RECORDS FOR THIS TASK:
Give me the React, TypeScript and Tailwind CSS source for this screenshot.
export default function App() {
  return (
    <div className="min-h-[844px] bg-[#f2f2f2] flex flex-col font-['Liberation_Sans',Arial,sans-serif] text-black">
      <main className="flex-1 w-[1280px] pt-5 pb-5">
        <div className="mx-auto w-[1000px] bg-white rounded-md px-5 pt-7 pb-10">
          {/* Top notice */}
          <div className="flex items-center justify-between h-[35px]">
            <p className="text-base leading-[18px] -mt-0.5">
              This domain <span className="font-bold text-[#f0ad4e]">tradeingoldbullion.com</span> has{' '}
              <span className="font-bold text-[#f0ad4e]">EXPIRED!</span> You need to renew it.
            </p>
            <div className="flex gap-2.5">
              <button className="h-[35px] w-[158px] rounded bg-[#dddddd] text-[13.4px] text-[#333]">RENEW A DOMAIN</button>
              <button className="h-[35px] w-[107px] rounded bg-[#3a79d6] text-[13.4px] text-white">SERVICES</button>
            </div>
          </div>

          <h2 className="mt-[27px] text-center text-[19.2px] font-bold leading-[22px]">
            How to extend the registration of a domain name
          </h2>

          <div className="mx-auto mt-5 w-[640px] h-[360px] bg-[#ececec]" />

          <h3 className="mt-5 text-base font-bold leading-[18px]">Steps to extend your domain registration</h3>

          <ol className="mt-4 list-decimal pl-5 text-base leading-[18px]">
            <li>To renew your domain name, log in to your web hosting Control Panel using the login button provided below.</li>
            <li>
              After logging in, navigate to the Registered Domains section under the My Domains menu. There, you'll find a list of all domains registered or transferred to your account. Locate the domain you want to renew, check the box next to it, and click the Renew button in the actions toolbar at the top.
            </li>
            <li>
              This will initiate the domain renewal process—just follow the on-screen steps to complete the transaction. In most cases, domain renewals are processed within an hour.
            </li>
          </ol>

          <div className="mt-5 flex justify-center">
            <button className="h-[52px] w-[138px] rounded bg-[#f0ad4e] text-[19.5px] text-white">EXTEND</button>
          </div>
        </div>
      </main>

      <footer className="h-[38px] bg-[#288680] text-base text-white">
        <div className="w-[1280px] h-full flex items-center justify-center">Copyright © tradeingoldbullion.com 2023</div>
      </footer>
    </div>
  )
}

--

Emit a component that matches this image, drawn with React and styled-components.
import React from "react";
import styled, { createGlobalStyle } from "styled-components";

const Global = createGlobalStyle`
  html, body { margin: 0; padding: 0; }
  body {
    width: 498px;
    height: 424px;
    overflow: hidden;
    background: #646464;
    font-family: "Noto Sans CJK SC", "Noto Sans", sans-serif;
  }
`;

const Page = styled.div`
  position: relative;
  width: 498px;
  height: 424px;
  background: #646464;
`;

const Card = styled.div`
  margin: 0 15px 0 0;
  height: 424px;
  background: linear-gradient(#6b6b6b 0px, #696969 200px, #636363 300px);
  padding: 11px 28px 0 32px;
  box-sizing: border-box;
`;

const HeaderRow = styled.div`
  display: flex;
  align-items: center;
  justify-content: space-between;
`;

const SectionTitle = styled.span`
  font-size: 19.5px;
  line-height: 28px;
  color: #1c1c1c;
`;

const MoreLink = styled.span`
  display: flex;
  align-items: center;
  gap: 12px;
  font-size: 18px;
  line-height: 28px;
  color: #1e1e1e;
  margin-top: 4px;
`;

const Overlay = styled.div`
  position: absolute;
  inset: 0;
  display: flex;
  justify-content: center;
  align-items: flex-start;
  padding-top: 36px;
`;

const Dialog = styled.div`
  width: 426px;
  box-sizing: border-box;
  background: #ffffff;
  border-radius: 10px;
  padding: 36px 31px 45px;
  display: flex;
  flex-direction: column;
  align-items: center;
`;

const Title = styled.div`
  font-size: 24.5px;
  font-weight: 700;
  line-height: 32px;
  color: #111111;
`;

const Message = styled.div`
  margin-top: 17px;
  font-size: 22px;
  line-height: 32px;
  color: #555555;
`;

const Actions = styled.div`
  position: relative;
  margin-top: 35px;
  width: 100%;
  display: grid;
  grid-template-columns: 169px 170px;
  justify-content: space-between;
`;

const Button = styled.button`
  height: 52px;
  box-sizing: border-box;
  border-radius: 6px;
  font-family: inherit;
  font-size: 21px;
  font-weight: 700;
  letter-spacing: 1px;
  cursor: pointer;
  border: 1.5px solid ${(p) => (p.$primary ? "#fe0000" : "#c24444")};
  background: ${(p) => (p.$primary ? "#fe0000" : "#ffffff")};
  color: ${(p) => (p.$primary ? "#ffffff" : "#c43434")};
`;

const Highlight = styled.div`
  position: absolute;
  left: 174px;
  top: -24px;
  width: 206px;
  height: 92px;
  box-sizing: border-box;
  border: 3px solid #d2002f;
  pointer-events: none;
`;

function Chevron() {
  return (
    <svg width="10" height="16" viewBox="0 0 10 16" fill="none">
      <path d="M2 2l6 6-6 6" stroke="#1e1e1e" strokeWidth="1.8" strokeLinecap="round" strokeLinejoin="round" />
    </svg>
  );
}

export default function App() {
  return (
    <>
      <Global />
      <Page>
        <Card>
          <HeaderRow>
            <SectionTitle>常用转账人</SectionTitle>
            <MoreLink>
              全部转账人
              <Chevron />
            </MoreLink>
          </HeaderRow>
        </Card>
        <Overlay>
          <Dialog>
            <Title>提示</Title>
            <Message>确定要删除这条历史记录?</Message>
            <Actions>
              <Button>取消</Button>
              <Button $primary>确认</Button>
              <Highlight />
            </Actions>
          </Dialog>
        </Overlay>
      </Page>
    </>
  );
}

REQUEST: Exactly the lines above from the one with "Give me the" to the one with "your domain registration</h3>", both included, are to be quoted; leave the rest out.

FINAL RESULT:
Give me the React, TypeScript and Tailwind CSS source for this screenshot.
export default function App() {
  return (
    <div className="min-h-[844px] bg-[#f2f2f2] flex flex-col font-['Liberation_Sans',Arial,sans-serif] text-black">
      <main className="flex-1 w-[1280px] pt-5 pb-5">
        <div className="mx-auto w-[1000px] bg-white rounded-md px-5 pt-7 pb-10">
          {/* Top notice */}
          <div className="flex items-center justify-between h-[35px]">
            <p className="text-base leading-[18px] -mt-0.5">
              This domain <span className="font-bold text-[#f0ad4e]">tradeingoldbullion.com</span> has{' '}
              <span className="font-bold text-[#f0ad4e]">EXPIRED!</span> You need to renew it.
            </p>
            <div className="flex gap-2.5">
              <button className="h-[35px] w-[158px] rounded bg-[#dddddd] text-[13.4px] text-[#333]">RENEW A DOMAIN</button>
              <button className="h-[35px] w-[107px] rounded bg-[#3a79d6] text-[13.4px] text-white">SERVICES</button>
            </div>
          </div>

          <h2 className="mt-[27px] text-center text-[19.2px] font-bold leading-[22px]">
            How to extend the registration of a domain name
          </h2>

          <div className="mx-auto mt-5 w-[640px] h-[360px] bg-[#ececec]" />

          <h3 className="mt-5 text-base font-bold leading-[18px]">Steps to extend your domain registration</h3>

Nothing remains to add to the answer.